Congress: Reauthorize CHIP and protect Ohio’s kids
Posted on 09/20/17 by Katie Fallon in Basic Needs + Unemployment Insurance
As the Cassidy-Graham bill poses the biggest threat to the Affordable Care Act to date, health care for thousands of Ohio school children also hangs in the balance.
Congress is on the brink of passing a bill that provides health insurance for thousands of Ohio’s school children over the next two years. The Children’s Health Insurance Program (CHIP)—which covers 9 million low-income kids nationwide—expires at the end of September. The Senate and House are considering a compromise bill that will re-authorize funding for CHIP through 2019. While this helps keep Ohio children healthy today, the compromise stops funding in 2021, disproportionately harming children in Ohio’s most vulnerable school districts.
CHIP is a longstanding, popular, bi-partisan program that provides health insurance to children from low-income families who do not qualify for Medicaid. Income and age requirements vary by state, but generally, CHIP covers children with incomes between 133 and 200 percent of the federal poverty line or roughly between $27,000 and $41,000 for a family of three. In Ohio, CHIP and Medicaid work together to cover more than 1 million kids.

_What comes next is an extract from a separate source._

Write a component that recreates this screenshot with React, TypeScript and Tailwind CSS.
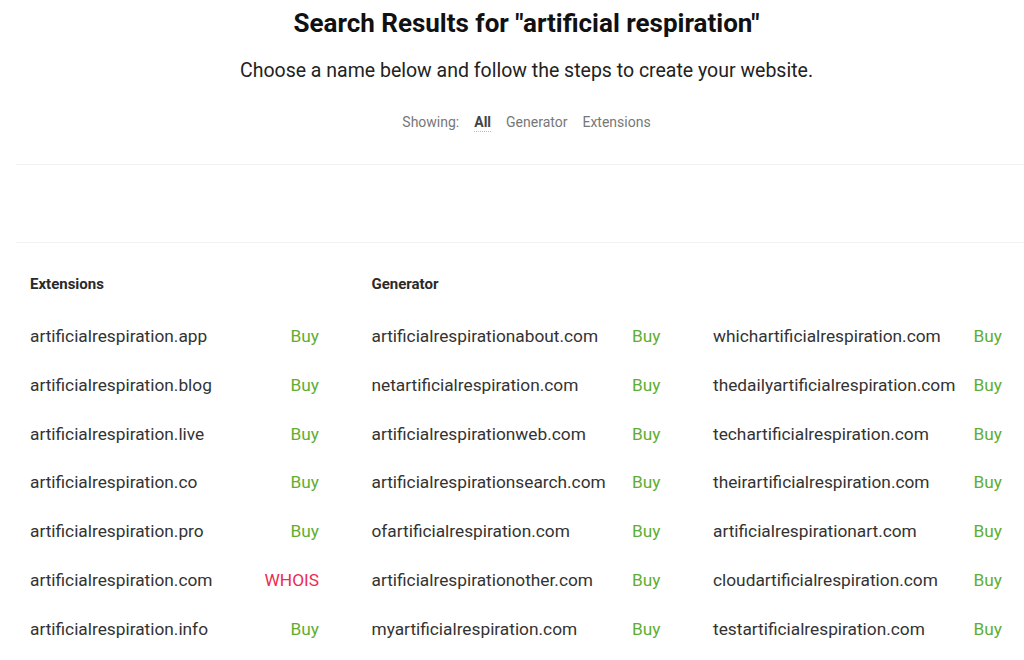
const extensions: { name: string; status: "buy" | "whois" }[] = [
  { name: "artificialrespiration.app", status: "buy" },
  { name: "artificialrespiration.blog", status: "buy" },
  { name: "artificialrespiration.live", status: "buy" },
  { name: "artificialrespiration.co", status: "buy" },
  { name: "artificialrespiration.pro", status: "buy" },
  { name: "artificialrespiration.com", status: "whois" },
  { name: "artificialrespiration.info", status: "buy" },
];

const generator1 = [
  "artificialrespirationabout.com",
  "netartificialrespiration.com",
  "artificialrespirationweb.com",
  "artificialrespirationsearch.com",
  "ofartificialrespiration.com",
  "artificialrespirationother.com",
  "myartificialrespiration.com",
];

const generator2 = [
  "whichartificialrespiration.com",
  "thedailyartificialrespiration.com",
  "techartificialrespiration.com",
  "theirartificialrespiration.com",
  "artificialrespirationart.com",
  "cloudartificialrespiration.com",
  "testartificialrespiration.com",
];

const Row = ({ name, status }: { name: string; status: "buy" | "whois" }) => (
  <div className="flex h-[48.8px] items-center justify-between">
    <span className="text-[17.3px] text-[#333]">{name}</span>
    {status === "buy" ? (
      <span className="text-[17.3px] text-[#5fae32]">Buy</span>
    ) : (
      <span className="text-[17.3px] text-[#ec2c50]">WHOIS</span>
    )}
  </div>
);

const Column = ({ title, children }: { title: string; children: React.ReactNode }) => (
  <div className="flex w-[289px] flex-col">
    <h3 className="h-5 text-[15px] font-bold leading-5 text-[#2a2a2a]">{title}</h3>
    <div className="mt-[18.6px] flex flex-col">{children}</div>
  </div>
);

const App = () => {
  return (
    <div className="h-[660px] w-[1024px] overflow-hidden bg-white font-['Roboto',sans-serif]">
      <div className="flex flex-col items-center pl-[29px] pt-[7px]">
        <h1 className="text-[26px] font-bold leading-8 text-[#111]">Search Results for "artificial respiration"</h1>
        <p className="mt-[18px] text-[19.5px] leading-7 text-[#222]">Choose a name below and follow the steps to create your website.</p>
        <div className="mt-[27px] flex items-center gap-[15px] text-[14px] leading-5 text-[#777]">
          <span>Showing:</span>
          <span className="border-b border-dotted border-[#bbb] font-bold leading-[18px] text-[#444]">All</span>
          <span>Generator</span>
          <span>Extensions</span>
        </div>
      </div>
      <div className="ml-4 mt-[32px] h-px bg-[#f2f2f2]" />
      <div className="ml-4 mt-[77px] h-px bg-[#f2f2f2]" />
      <div className="mt-[31px] flex gap-[52.5px] pl-[30px]">
        <Column title="Extensions">
          {extensions.map((e) => (
            <Row key={e.name} name={e.name} status={e.status} />
          ))}
        </Column>
        <Column title="Generator">
          {generator1.map((n) => (
            <Row key={n} name={n} status="buy" />
          ))}
        </Column>
        <Column title="">
          {generator2.map((n) => (
            <Row key={n} name={n} status="buy" />
          ))}
        </Column>
      </div>
    </div>
  );
};

export default App;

Children need quality health care to succeed in school. Kids with access to health care are more likely to receive the timely and appropriate physical and mental health services. CHIP and Medicaid bolster academic performance, test scores and attendance. Kids who receive coverage through programs like CHIP and Medicaid are more likely to graduate from high school and college, and are less likely to drop out. Medicaid also provides over $80 million of needed funds to Ohio public schools to pay for services for students with disabilities.

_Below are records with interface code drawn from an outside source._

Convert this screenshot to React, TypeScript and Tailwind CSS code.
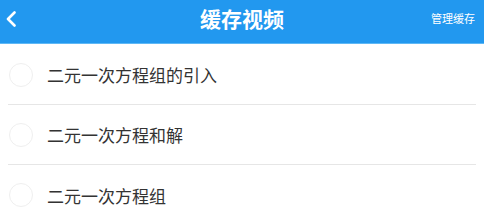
import React from "react";

const items = ["二元一次方程组的引入", "二元一次方程和解", "二元一次方程组"];

const font = { fontFamily: '"Noto Sans CJK SC", "Noto Sans", sans-serif' };

export default function App() {
  return (
    <div className="h-[214px] w-[484px] overflow-hidden bg-white" style={font}>
      <header className="flex h-[44px] items-center justify-between border-b border-[#5fb8f5] bg-[#2298ef] pb-[6px] text-white">
        <div className="flex w-[60px] items-center pl-[5px]">
          <svg width="12" height="16" viewBox="0 0 12 16" fill="none">
            <path d="M9.5 1.5 L3 8 L9.5 14.5" stroke="white" strokeWidth="2.6" strokeLinecap="round" strokeLinejoin="round" />
          </svg>
        </div>
        <h1 className="text-[21px] font-bold leading-none">缓存视频</h1>
        <div className="flex w-[60px] justify-end pr-[9px] text-[11px] leading-none">管理缓存</div>
      </header>
      <ul className="mt-[1px]">
        {items.map((t) => (
          <li key={t} className="mx-[8px] flex h-[60px] items-center border-b border-[#e6e6e6] last:border-b-0">
            <span className="ml-[1px] h-[24px] w-[24px] rounded-full border-[1.5px] border-[#efefef]" />
            <span className="ml-[14px] text-[17px] leading-none text-[#333333]">{t}</span>
          </li>
        ))}
      </ul>
    </div>
  );
}
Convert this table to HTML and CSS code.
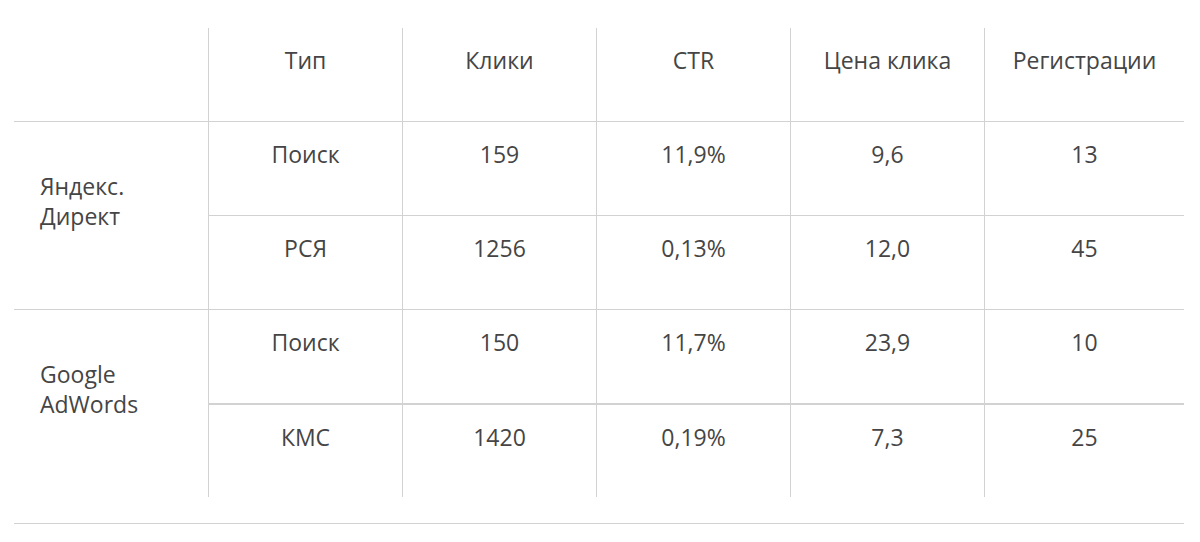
FILE: index.html
```html
<!DOCTYPE html>
<html lang="ru">
<head>
<meta charset="utf-8">
<title>Статистика</title>
<link rel="stylesheet" href="styles.css">
</head>
<body>
<div class="wrap">
  <div class="grid">
    <div class="cell head first"></div>
    <div class="cell head">Тип</div>
    <div class="cell head">Клики</div>
    <div class="cell head">CTR</div>
    <div class="cell head">Цена клика</div>
    <div class="cell head">Регистрации</div>

    <div class="cell source src-y">Яндекс.<br>Директ</div>
    <div class="cell r1">Поиск</div>
    <div class="cell r1">159</div>
    <div class="cell r1">11,9%</div>
    <div class="cell r1">9,6</div>
    <div class="cell r1">13</div>

    <div class="cell r2">РСЯ</div>
    <div class="cell r2">1256</div>
    <div class="cell r2">0,13%</div>
    <div class="cell r2">12,0</div>
    <div class="cell r2">45</div>

    <div class="cell source src-g">Google<br>AdWords</div>
    <div class="cell r3">Поиск</div>
    <div class="cell r3">150</div>
    <div class="cell r3">11,7%</div>
    <div class="cell r3">23,9</div>
    <div class="cell r3">10</div>

    <div class="cell r4">КМС</div>
    <div class="cell r4">1420</div>
    <div class="cell r4">0,19%</div>
    <div class="cell r4">7,3</div>
    <div class="cell r4">25</div>
  </div>
  <div class="rule"></div>
</div>
</body>
</html>
```
FILE: styles.css
```css
html, body {
  margin: 0;
  padding: 0;
  background: #ffffff;
}

.wrap {
  padding: 28px 16px 0 14px;
  width: 1170px;
}

.grid {
  display: grid;
  grid-template-columns: repeat(5, 194px) 200px;
  grid-template-rows: 94px 94px 94px 95px 92px;
  font-family: "Open Sans", "Liberation Sans", sans-serif;
  font-size: 23px;
  line-height: 30px;
  color: #454545;
}

.cell {
  box-sizing: border-box;
  text-align: center;
  padding-top: 17px;
  border-left: 1px solid #d2d2d2;
}

.head {
  border-bottom: 1px solid #d2d2d2;
}

.first {
  border-left: none;
}

.source {
  border-left: none;
  text-align: left;
  padding-left: 26px;
  padding-top: 49px;
}

.src-y {
  grid-row: 2 / span 2;
  border-bottom: 1px solid #d2d2d2;
}

.src-g {
  grid-row: 4 / span 2;
}

.r1 {
  border-bottom: 1px solid #d2d2d2;
}

.r2 {
  border-bottom: 1px solid #d2d2d2;
}

.r3 {
  border-bottom: 2px solid #d2d2d2;
}

.rule {
  margin-top: 26px;
  border-top: 1px solid #d2d2d2;
}
```
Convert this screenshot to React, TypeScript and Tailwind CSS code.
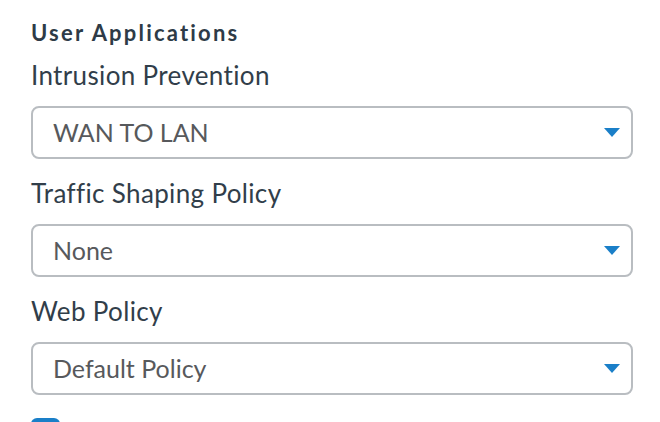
export default function App() {
  const fields = [
    { label: 'Intrusion Prevention', value: 'WAN TO LAN' },
    { label: 'Traffic Shaping Policy', value: 'None' },
    { label: 'Web Policy', value: 'Default Policy' },
  ]

  return (
    <div className="min-h-screen w-[660px] h-[422px] overflow-hidden bg-white pl-[31px] pr-[27px] pt-[21px] font-['Lato',sans-serif]">
      <h3 className="text-[22px] leading-[24px] font-bold tracking-[2.2px] text-[#2e3b47]">
        User Applications
      </h3>

      {fields.map((f, i) => (
        <div key={f.label} className={i === 0 ? 'mt-[15px]' : 'mt-[19px]'}>
          <label className="block text-[26px] leading-[30px] tracking-[0.35px] text-[#313e4a]">
            {f.label}
          </label>
          <div className="mt-[16px] h-[53px] rounded-[8px] border-2 border-[#b9bdc1] flex items-center justify-between pl-[20px] pr-[11px]">
            <span className="text-[25px] text-[#57595c]">{f.value}</span>
            <svg width="16" height="9" viewBox="0 0 16 9">
              <path d="M0 0 H16 L8 9 Z" fill="#1a7fc8" />
            </svg>
          </div>
        </div>
      ))}

      <div className="mt-[23px] w-[29px] h-[29px] rounded-[6px] bg-[#1a7fc8]" />
    </div>
  )
}
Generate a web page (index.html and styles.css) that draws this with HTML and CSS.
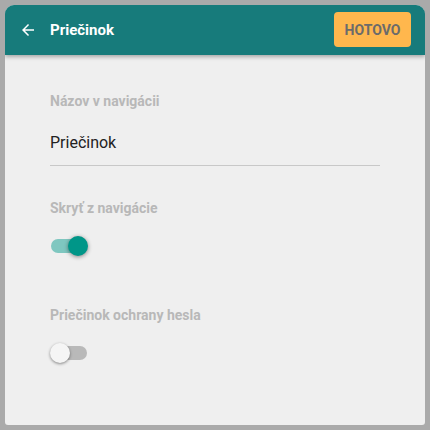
FILE: index.html
```html
<!DOCTYPE html>
<html lang="sk">
<head>
<meta charset="utf-8">
<title>Priečinok</title>
<link rel="stylesheet" href="styles.css">
</head>
<body>
<div class="card">
  <header class="topbar">
    <div class="topbar-left">
      <svg class="back" width="18" height="18" viewBox="0 0 24 24" aria-hidden="true">
        <path fill="#ffffff" d="M20 11H7.83l5.59-5.59L12 4l-8 8 8 8 1.41-1.41L7.83 13H20v-2z"/>
      </svg>
      <span class="title">Priečinok</span>
    </div>
    <button class="done">HOTOVO</button>
  </header>
  <main class="content">
    <div class="field">
      <div class="label">Názov v navigácii</div>
      <div class="input">Priečinok</div>
    </div>
    <div class="field switch-field">
      <div class="label">Skryť z navigácie</div>
      <div class="switch on"><span class="track"></span><span class="thumb"></span></div>
    </div>
    <div class="field switch-field">
      <div class="label">Priečinok ochrany hesla</div>
      <div class="switch"><span class="track"></span><span class="thumb"></span></div>
    </div>
  </main>
</div>
</body>
</html>
```

FILE: styles.css
```css
html, body {
  margin: 0;
  padding: 0;
  background: #aaaaaa;
  font-family: Roboto, "Liberation Sans", Arial, sans-serif;
}
body {
  padding: 5px;
  width: 430px;
  height: 430px;
  box-sizing: border-box;
}
.card {
  width: 420px;
  height: 420px;
  background: #efefef;
  border-radius: 9px 9px 3px 3px;
  overflow: hidden;
  display: flex;
  flex-direction: column;
}
.topbar {
  height: 50px;
  flex: none;
  background: #177b7b;
  display: flex;
  align-items: center;
  justify-content: space-between;
  padding: 0 14px 0 14px;
  box-shadow: 0 2px 4px rgba(0, 0, 0, 0.3);
  position: relative;
  z-index: 1;
}
.topbar-left {
  display: flex;
  align-items: center;
}
.back {
  display: block;
  margin-left: 0;
  margin-right: 13px;
}
.title {
  color: #ffffff;
  font-weight: 700;
  font-size: 15px;
  line-height: 20px;
}
.done {
  width: 77px;
  height: 35px;
  margin-top: -1px;
  border: none;
  border-radius: 4px;
  background: #ffb74d;
  color: #6b6b6b;
  font-family: Roboto, "Liberation Sans", Arial, sans-serif;
  font-weight: 700;
  font-size: 14px;
  padding: 0;
}
.content {
  padding: 38px 45px 0 45px;
}
.label {
  font-size: 14px;
  line-height: 16px;
  font-weight: 700;
  color: #b8b8b8;
}
.input {
  margin-top: 24px;
  font-size: 16px;
  line-height: 20px;
  color: #222222;
  padding-bottom: 12px;
  border-bottom: 1px solid #c8c8c8;
}
.switch-field {
  margin-top: 34px;
}
.switch-field + .switch-field {
  margin-top: 51px;
}
.switch {
  margin-top: 20px;
  width: 38px;
  height: 20px;
  display: flex;
  align-items: center;
  position: relative;
}
.track {
  display: block;
  width: 36px;
  height: 14px;
  border-radius: 7px;
  margin-left: 1px;
  background: #b9b9b9;
}
.thumb {
  position: absolute;
  top: 0;
  left: 0;
  width: 20px;
  height: 20px;
  border-radius: 50%;
  background: #f5f5f5;
  box-shadow: 0 1px 3px rgba(0, 0, 0, 0.45);
}
.switch.on .track {
  background: #7fc7c0;
}
.switch.on .thumb {
  left: 18px;
  background: #009688;
  box-shadow: 0 1px 4px rgba(0, 0, 0, 0.45);
}
```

The current bill. sponsored by Senators Wyden (D-OR) and Hatch (R-UT), extends CHIP for five years. It maintains the 23 percentage point increase in federal funding that CHIP received under the Affordable Care Act (ACA). However, this funding only lasts through 2019; funding is halved in 2020 and eliminated in 2021. After that, states return to original federal funding levels of about 70 percent, down from the current rate of 96.6 percent. The compromise will likely include a required maintenance of effort (MOE), so states cannot scale back on coverage as funds fall.
This compromise postpones the pain for thousands of Ohio families who rely on this program. Overall, CHIP and Medicaid cover more than half of students in 13 percent of Ohio’s schools. The high rates of CHIP/Medicaid are most heavily concentrated in Ohio’s most rural areas. In completely rural areas, with populations of 2,500 or fewer, the average school district has 48 percent of students covered by Medicaid/CHIP compared to the average of 29 percent in metro areas of 1 million or more.
The concentration of children who receive health insurance through CHIP and Medicaid varies district by district throughout the state. For example, Medicaid/CHIP covers fewer than 1 percent of students in the Ottawa Hills district outside Toledo. In the Youngstown City school district on the other hand, the programs cover 80 percent of students. Seventy-three percent of students in the Cleveland Metropolitan School are enrolled. The high number of students enrolled in the combination of CHIP and Medicaid demonstrates how essential these programs are to make sure Ohio’s kids get the education they need to become strong, thoughtful and healthy Americans.
Ohio schools and students win when children in Ohio have both CHIP and Medicaid; together these provide comprehensive coverage and help facilitae access to health care. If CHIP is not re-authorized this month, Ohio and 26 other states will exhaust funding for the program between January and March 2018. This could force thousands of children to move to marketplace coverage or simply lose it because their families can’t afford the out of pocket costs. Re-authorizing CHIP would maintain health insurance for Ohio’s children this year. That’s a good thing. However, if the Hatch and Wyden compromise passes, by 2020 state policymakers will need to find other ways to fund CHIP or else Ohio’s children, especially those in rural communities, will suffer.